Lob für Trumps Entscheidung von Demokraten und Republikanern - Trumps Entscheidung, den syrischen Stützpunkt anzugreifen, kam innerhalb weniger Stunden. Am Nachmittag hatte er dem Vernehmen nach führende Kongressabgeordnete über mögliche militärische Schritte informiert. Am frühen Abend ließ er sich von seinem Verteidigungsminister unterschiedliche Optionen vorlegen, um 20.40 Uhr an der amerikanischen Ostküste erfolgte der Angriff.
Mit seinem Befehl versendet Trump gleich mehrere Botschaften. Syriens Machthaber Baschar al-Assad will er signalisieren, dass der Einsatz von Chemiewaffen künftig nicht mehr ohne Sanktionen bleibt. Gegenüber Moskau zeigt der US-Präsident, dass er im Zweifel auch gegen die Interessen Russlands zu agieren gewillt ist. Und nach innen gibt ihm der gezielte Angriff die Gelegenheit, sich als Mann zu inszenieren, der anders agiert als sein Vorgänger und bereit ist, weitgehend ohne Vorwarnung zuzuschlagen.
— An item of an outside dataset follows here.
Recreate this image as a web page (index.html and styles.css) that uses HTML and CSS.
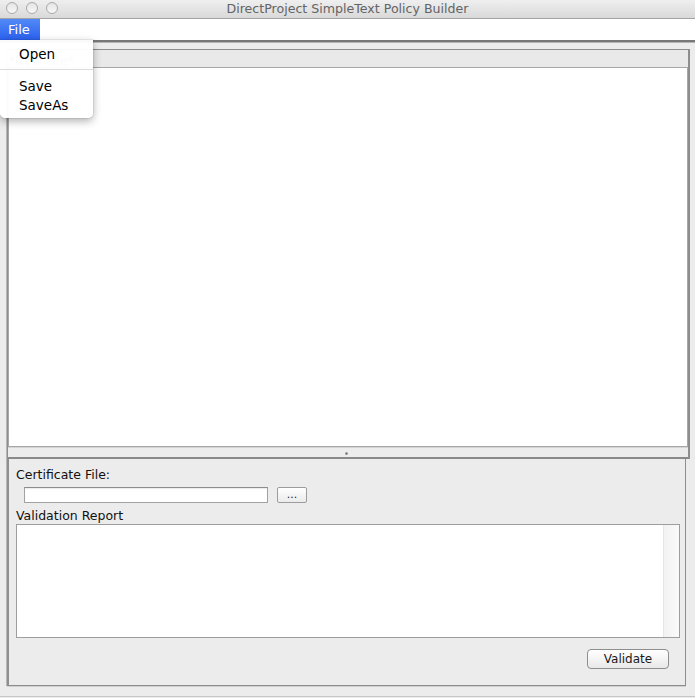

Gleichwohl birgt der Raketenabwurf massive Risiken. Er wirft nicht nur ein Schlaglicht darauf, wie impulsiv der US-Präsident in Krisen reagiert. Er wirft auch die Frage auf, welche Strategie Trump in Syrien erfolgt. Mit der chirurgischen Operation versucht Trump, auf Abschreckung zu setzen. Allerdings dürfte sie kaum die Kräfteverhältnisse in Syrien verändern. Dazu würde es weiterer und regelmäßiger Angriffe bedürfen, die dann allerdings vom Kongress in Washington abgesegnet werden müssten. Und die Unterstützung für eine tiefere Verstrickung in den Krieg in Syrien ist in den USA gering.
Für den Moment scheint Trump, der sich im Wahlkampf klar gegen eine Involvierung im Syrienkonflikt ausgesprochen hatte, auch die Unterstützung seiner Gegner zu haben. Kurz vor seinem Befehl zum Abschuss der Raketen hatte sich die unterlegene demokratische Präsidentschaftskandidatin Hillary Clinton für gezielte Luftangriffe ausgesprochen. Nach dem Angriff äußerten sich andere Demokraten wohlwollend über die Aktion. Von seiner Partei wurde Trump für seine Entscheidung offen gelobt.
Trump und Tillerson hatten nur Stunden zuvor den Druck auf die Regierung des syrischen Staatschefs Assad erhöht. Die USA wollten eine internationale Koalition schmieden, um Assad abzulösen, sagte Tillerson.
Vor dem Angriff hatte Russland die USA vor "negativen Konsequenzen" bei einem militärischen Eingreifen in Syrien gewarnt. "Alle Verantwortung bei einer militärischen Aktion liegt auf den Schultern von denen, die diese fragwürdige und tragische Unternehmung beginnen", sagte der stellvertretende russische Uno-Botschafter Wladimir Safronkow. Der Uno-Sicherheitsrat hatte sich zuvor bei einer Sondersitzung in New York erneut nicht auf eine neue Syrien-Resolution verständigen können.